Well, it seems the depression and anxiety are just not really getting better. Awesome.
I can’t count the times I’ve been here. Things just become so big and so overwhelming that my state of mind starts looking like “white girl can’t” from an infomercial.
Top that off with a nasssty fatigue crash, and I’ve had a hell of a week. I did it to myself, the crash that is. I spent about 6 hrs in the kitchen on Monday. The great news is, I have food for ages now! Yummy stuff, too! I mean… yeah, I’ll share the pics.
So, yeah, that was a lot of work. None of it terribly difficult, just more than I’ve been able to do. I should have known there’d be backlash from it.
Instead I said, “Gosh, I’m feeling so awesome today!” and did all the things.
I have a note on the kitchen whiteboard now. It says, “Only ONE thing per day!”
If I can remember that, I think I’ll be able to mitigate the fatigue better. Even when I feel like I can do all the things, I have to remember that I’ll pay dearly for it later. At least that’s how it is for now. Between physical limitations and mental chaos though, I really just want to slam some sort of stop button and take a few weeks to get my head and body somewhat straight. Problem is, that wouldn’t actually help.

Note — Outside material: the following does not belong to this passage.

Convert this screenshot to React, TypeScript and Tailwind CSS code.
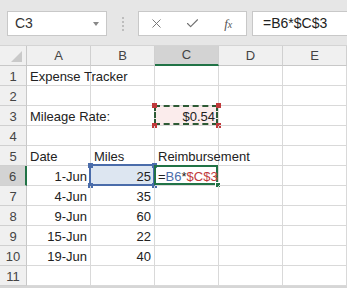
import { X, Check } from 'lucide-react';

const cols = ['A', 'B', 'C', 'D', 'E'];

type Row = { n: number; a?: string; aRight?: boolean; b?: string; bRight?: boolean; c?: string; cRight?: boolean };

const rows: Row[] = [
  { n: 1, a: 'Expense Tracker' },
  { n: 2 },
  { n: 3, a: 'Mileage Rate:', c: '$0.54', cRight: true },
  { n: 4 },
  { n: 5, a: 'Date', b: 'Miles', c: 'Reimbursement' },
  { n: 6, a: '1-Jun', aRight: true, b: '25', bRight: true },
  { n: 7, a: '4-Jun', aRight: true, b: '35', bRight: true },
  { n: 8, a: '9-Jun', aRight: true, b: '60', bRight: true },
  { n: 9, a: '15-Jun', aRight: true, b: '22', bRight: true },
  { n: 10, a: '19-Jun', aRight: true, b: '40', bRight: true },
  { n: 11 },
];

function Corner({ pos, color }: { pos: string; color: string }) {
  return <span className={`absolute w-[5px] h-[5px] ${pos} ${color}`} />;
}

function Cell({ text, right, children, className = '' }: { text?: string; right?: boolean; children?: React.ReactNode; className?: string }) {
  return (
    <div className={`relative h-[20px] border-r border-b border-[#d9d9d9] px-[3px] flex items-center pt-[2px] whitespace-nowrap ${right ? 'justify-end' : ''} ${className}`}>
      {text && <span className="relative z-10">{text}</span>}
      {children}
    </div>
  );
}

export default function App() {
  return (
    <div className="w-[347px] h-[288px] overflow-hidden bg-white text-[#222] font-['Liberation_Sans',Arial,sans-serif] text-[13px] flex flex-col">
      {/* formula bar */}
      <div className="h-[46px] shrink-0 bg-[#e6e6e6] flex items-start pt-[11px] pl-[7px] border-b border-[#d4d4d4]">
        <div className="w-[100px] h-[25px] bg-white border border-[#c8c8c8] flex items-center justify-between pl-[7px] pr-[7px]">
          <span className="text-[14px] text-[#333]">C3</span>
          <span className="w-0 h-0 border-l-[3px] border-r-[3px] border-t-[4px] border-l-transparent border-r-transparent border-t-[#888]" />
        </div>
        <div className="w-[31px] h-[25px] flex flex-col items-center justify-center gap-[2px]">
          <span className="w-[2px] h-[2px] bg-[#bdbdbd]" />
          <span className="w-[2px] h-[2px] bg-[#bdbdbd]" />
          <span className="w-[2px] h-[2px] bg-[#bdbdbd]" />
          <span className="w-[2px] h-[2px] bg-[#bdbdbd]" />
        </div>
        <div className="w-[109px] h-[25px] bg-white border border-[#c8c8c8] flex items-center">
          <div className="w-[36px] flex justify-center"><X size={15} strokeWidth={1.5} className="text-[#707070]" /></div>
          <div className="w-[36px] flex justify-center"><Check size={15} strokeWidth={1.8} className="text-[#707070]" /></div>
          <div className="w-[36px] flex justify-center text-[#555] font-['Liberation_Serif',serif] italic text-[13px]">
            f<span className="text-[10px] mt-[3px]">x</span>
          </div>
        </div>
        <div className="ml-[5px] flex-1 h-[25px] bg-white border border-[#c8c8c8] border-r-0 flex items-center pl-[10px] text-[14px] text-[#222]">
          =B6*$C$3
        </div>
      </div>

      {/* grid */}
      <div className="grid grid-cols-[27px_64px_64px_64px_64px_64px] grid-rows-[repeat(12,20px)] shrink-0">
        <div className="relative h-[20px] bg-[#f0f0f0] border-r border-b border-[#c8c8c8]">
          <span className="absolute right-[4px] bottom-[3px] w-0 h-0 border-l-[11px] border-b-[11px] border-l-transparent border-b-[#c9c9c9]" />
        </div>
        {cols.map((c) => (
          <div
            key={c}
            className={`h-[20px] flex items-center justify-center text-[13px] text-[#444] border-r border-[#d0d0d0] ${c === 'C' ? 'bg-[#d3d3d3] border-b-2 border-b-[#217346]' : 'bg-[#f0f0f0] border-b border-b-[#c8c8c8]'}`}
          >
            {c}
          </div>
        ))}

        {rows.map((r) => (
          <div key={r.n} className="contents">
            <div
              className={`h-[20px] flex items-center justify-center pt-[2px] text-[13px] text-[#444] border-b border-[#d0d0d0] ${r.n === 6 ? 'bg-[#d3d3d3] border-r-2 border-r-[#217346]' : 'bg-[#f0f0f0] border-r border-r-[#c8c8c8]'}`}
            >
              {r.n}
            </div>
            <Cell text={r.a} right={r.aRight} />
            {r.n === 6 ? (
              <Cell text={r.b} right className="bg-[#dde6f1]">
                <span className="absolute -left-[2px] -top-[2px] -right-[1px] -bottom-[1px] border-2 border-[#4a6caa]" />
                <Corner pos="-left-[3px] -top-[3px]" color="bg-[#4a6caa]" />
                <Corner pos="-right-[3px] -top-[3px]" color="bg-[#4a6caa]" />
                <Corner pos="-left-[3px] -bottom-[3px]" color="bg-[#4a6caa]" />
                <Corner pos="-right-[3px] -bottom-[3px]" color="bg-[#4a6caa]" />
              </Cell>
            ) : (
              <Cell text={r.b} right={r.bRight} />
            )}
            {r.n === 3 ? (
              <Cell text={r.c} right className="bg-[#fbecec]">
                <span className="absolute -left-[1px] -top-[1px] right-0 bottom-0 border-2 border-dashed border-[#2d5a35]" />
                <Corner pos="-left-[3px] -top-[3px]" color="bg-[#c0393b]" />
                <Corner pos="-right-[3px] -top-[3px]" color="bg-[#c0393b]" />
                <Corner pos="-left-[3px] -bottom-[3px]" color="bg-[#c0393b]" />
                <Corner pos="-right-[3px] -bottom-[3px]" color="bg-[#c0393b]" />
              </Cell>
            ) : r.n === 6 ? (
              <Cell>
                <span className="relative z-10">
                  =<span className="text-[#4a6caa]">B6</span>*<span className="text-[#c0393b]">$C$3</span>
                </span>
                <span className="absolute -left-[1px] -top-[1px] right-0 bottom-0 border-2 border-[#217346]" />
                <span className="absolute -right-[3px] -bottom-[3px] w-[6px] h-[6px] bg-[#217346] border border-white" />
              </Cell>
            ) : (
              <Cell text={r.c} right={r.cRight} />
            )}
            <Cell />
            <Cell />
          </div>
        ))}
      </div>
      <div className="flex-1 bg-[#d6d6d6]" />
    </div>
  );
}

End result, I know this place. This “I hate being this way” feeling that rides around on my shoulder like an annoying parrot that alternates between pecking my head and cussing at me. I know this fatigue nonsense I’ve been left with thanks to our good friend ‘Rona.
I did talk it over with the therapist this morning. She has given me two tasks.
The first task is to handle one piece of business that needs done right away. I am not to focus on any of the things coming at me in the next few months, just the one big task. I have the appointment with my doctor already, and just need to not miss it.
The second task is to update my resume and post it. No job hunt, just post it. Be open to possibilities. Fact is, I need to be making what I’m worth, and I’m not right now. Between the looming recession (Ignore anyone who says it’s not coming. I have had extensive economics training and said it was on the way 5 months ago. Now it’s in the news that economists are warning about the risk of one.), inflation, increased costs of housing… yes, I need to earn more just to stay afloat the next couple of years.
I do think we’re heading for a period they’re going to call a recession, but the definition of depression will be met, just as it was in the last recession that no one called an actual depression. So, prepare yourselves for that.
Anyway, two tasks. One big self-care task with the doctor, one opening the door to possibility with posting the resume.
Sorry this sounds so blah, it’s kinda where I am. I’ve been here before. I know the lay of the land and while I don’t have a map, I remember the landmarks. I’ll find my way back out of it.
There is good news. While taking my break I finished my first class in my MBA. I aced it with a 100% for the entire course. Not shabby after being out of class for forever and also working through brain fog, fatigue, and emotional chaos.
This also explains why I had to be nerfed so hard. Clearly the universe is afraid of me. If only it would understand that I don’t intend to take over, I just want to own a home, have a new car, and have retirement be an actual option. Someone tell the powers that be to stop downgrading my powers?